Trying to make sense of yesterday’s market plunge, a harrowing 513 drop in the Dow, requires a similar jigsaw-type stamina. Investors are facing a global mix of misery that includes:

Last week’s disappointing Gross Domestic Product (GDP) figure and other weak economic data

The worsening European debt crisis

Worries that the U.S. doesn’t have much left in its toolkit to spur growth

Lingering fears about the U.S. debt debacle

“Everything is piling on,” says Adolfo Laurenti, Deputy Chief Economist at Mesirow Financial. “Investors lack confidence.”

It’s hard to gauge whether this is just a “market correction” (see below), and a short-term setback on the way to recovery—or the start of a double-dip recession.
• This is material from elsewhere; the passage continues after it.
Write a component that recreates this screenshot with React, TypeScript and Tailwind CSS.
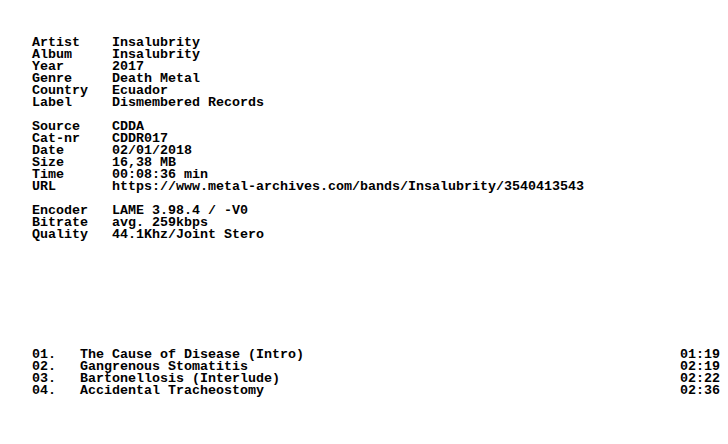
import React from "react";

const groups: [string, string][][] = [
  [
    ["Artist", "Insalubrity"],
    ["Album", "Insalubrity"],
    ["Year", "2017"],
    ["Genre", "Death Metal"],
    ["Country", "Ecuador"],
    ["Label", "Dismembered Records"],
  ],
  [
    ["Source", "CDDA"],
    ["Cat-nr", "CDDR017"],
    ["Date", "02/01/2018"],
    ["Size", "16,38 MB"],
    ["Time", "00:08:36 min"],
    ["URL", "https://www.metal-archives.com/bands/Insalubrity/3540413543"],
  ],
  [
    ["Encoder", "LAME 3.98.4 / -V0"],
    ["Bitrate", "avg. 259kbps"],
    ["Quality", "44.1Khz/Joint Stero"],
  ],
];

const tracks: [string, string, string][] = [
  ["01.", "The Cause of Disease (Intro)", "01:19"],
  ["02.", "Gangrenous Stomatitis", "02:19"],
  ["03.", "Bartonellosis (Interlude)", "02:22"],
  ["04.", "Accidental Tracheostomy", "02:36"],
];

export default function App() {
  return (
    <div
      className="w-[728px] h-[444px] bg-white text-black font-bold text-[13.33px] leading-[12px] pt-[37px] pl-[32px] pr-[8px] whitespace-pre overflow-hidden"
      style={{ fontFamily: '"Liberation Mono", "DejaVu Sans Mono", monospace' }}
    >
      <div className="flex flex-col gap-[12px]">
        {groups.map((g, gi) => (
          <div key={gi} className="flex flex-col">
            {g.map(([k, v]) => (
              <div key={k} className="flex h-[12px]">
                <span className="w-[80px] shrink-0">{k}</span>
                <span>{v}</span>
              </div>
            ))}
          </div>
        ))}
      </div>
      <div className="flex flex-col mt-[108px]">
        {tracks.map(([n, t, d]) => (
          <div key={n} className="flex h-[12px]">
            <span className="w-[48px] shrink-0">{n}</span>
            <span className="flex-1">{t}</span>
            <span>{d}</span>
          </div>
        ))}
      </div>
    </div>
  );
}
Meanwhile, the Labor Department report released this morning offered a whiff of optimism: jobs were up, slightly; unemployment figures ticked down. And corporate earnings seem strong. Getting the pieces of this puzzle to form a clear picture is going to take some time.

Stand corrected: What are your thoughts about where the economy is headed, here and abroad?

In Your Corner
There’s no official definition of a correction. It often refers to when an index falls 10% or more in a relatively short period of time. (Yesterday the Dow dropped about 4%; its now more than 10% off from its May high.) Corrections are nerve-wracking, but not uncommon, and often temporary. From 1900 – 2010, a 10% decline in the Dow happened about once a year, according to Capital Research and Management.